Linear equations are fundamental in algebra and function as the backbone for mathematical modeling in various applications. At their core, linear equations describe a relationship between two quantities that vary in a way where one quantity is a constant multiple of the other, often including a fixed amount. Think of it as a straight-line graph with a uniform slope, representing how one variable changes in relation to another.

In the context of the teacher's earnings, the equation \(a_{n}=1472n + 29060\) is a linear equation where \(a_{n}\) represents the earnings after \(n\) years. The term \(1472n\) indicates a constant increase in salary per year, while \(29060\) is the starting salary in 1989. To predict future salary, we simply determine the value of \(n\), which in this case is the number of years since 1989, and substitute this into the equation.

Mathematical modeling is the art of translating real-world situations into mathematical language and equations, allowing predictions or insights about the situation. It's used extensively across sciences, engineering, economics, and social sciences to discover patterns and forecast future outcomes from current trends.

With educational salaries, a model is designed to capture the trend of teachers' earnings over time. In our example, the model uses the linear equation as a simplified representation of reality. It assumes that salary increases by a fixed amount each year, which may not always reflect complex economic interactions and inflation effects. This simplicity is both a strength, as it makes the math straightforward, and a weakness, as it may not cover all possible variables affecting teacher salaries. Nonetheless, it provides a rough guide for predicting future earnings.

Future value prediction is an essential aspect of financial planning and analysis. It estimates the amount of money or value at a specific future date based on assumed growth rates or other factors. In the algebraic model given, the future value of a teacher’s salary is predicted using the linear equation mentioned earlier.

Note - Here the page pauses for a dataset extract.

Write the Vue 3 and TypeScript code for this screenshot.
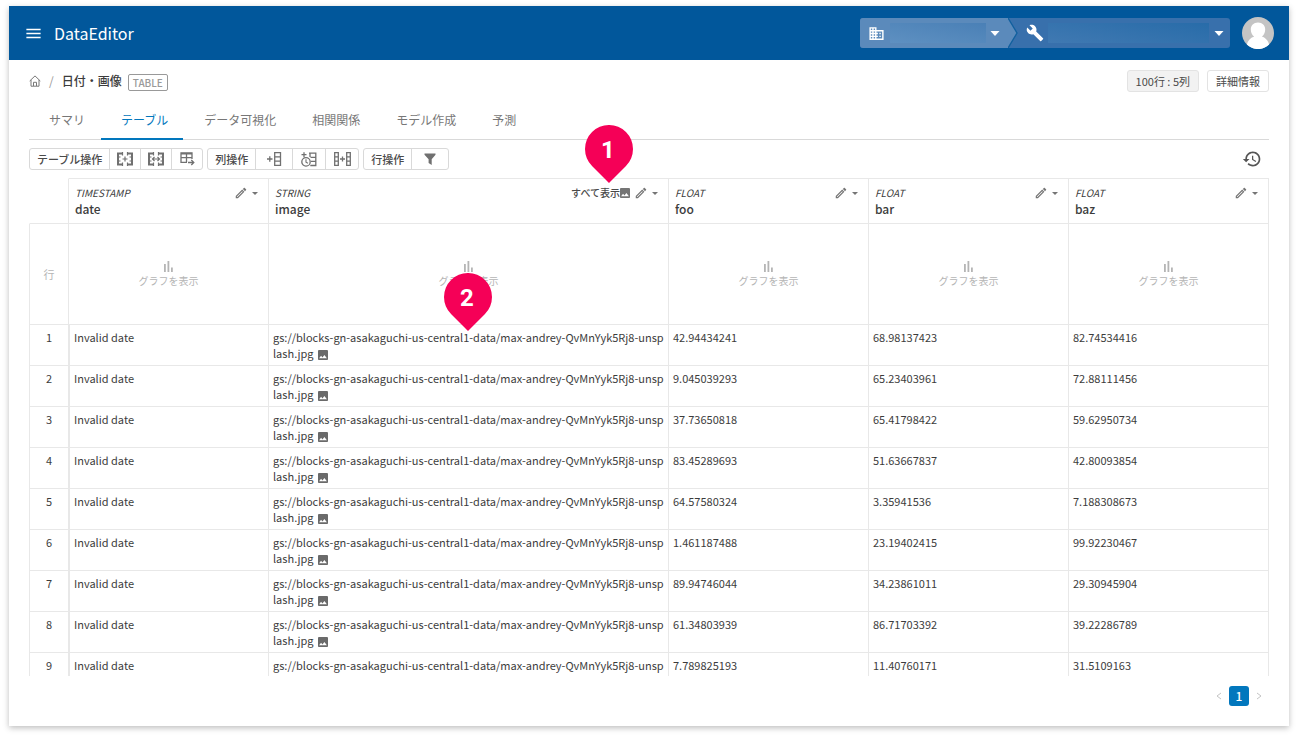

This type of modeling, while useful, can sometimes paint an inaccurate picture of the future due to its reliance on consistent trends and ignorance of potential disruptions. In the exercise, two reasons why the predictions might not hold true are discussed. One is the impact of new legislation, which could drastically alter salary structures. The other is economic changes that might either increase or decrease salary growth unpredictably. It's vital for those using these models for future value prediction to understand their limitations and adjust their expectations or models correspondingly as new data and trends emerge.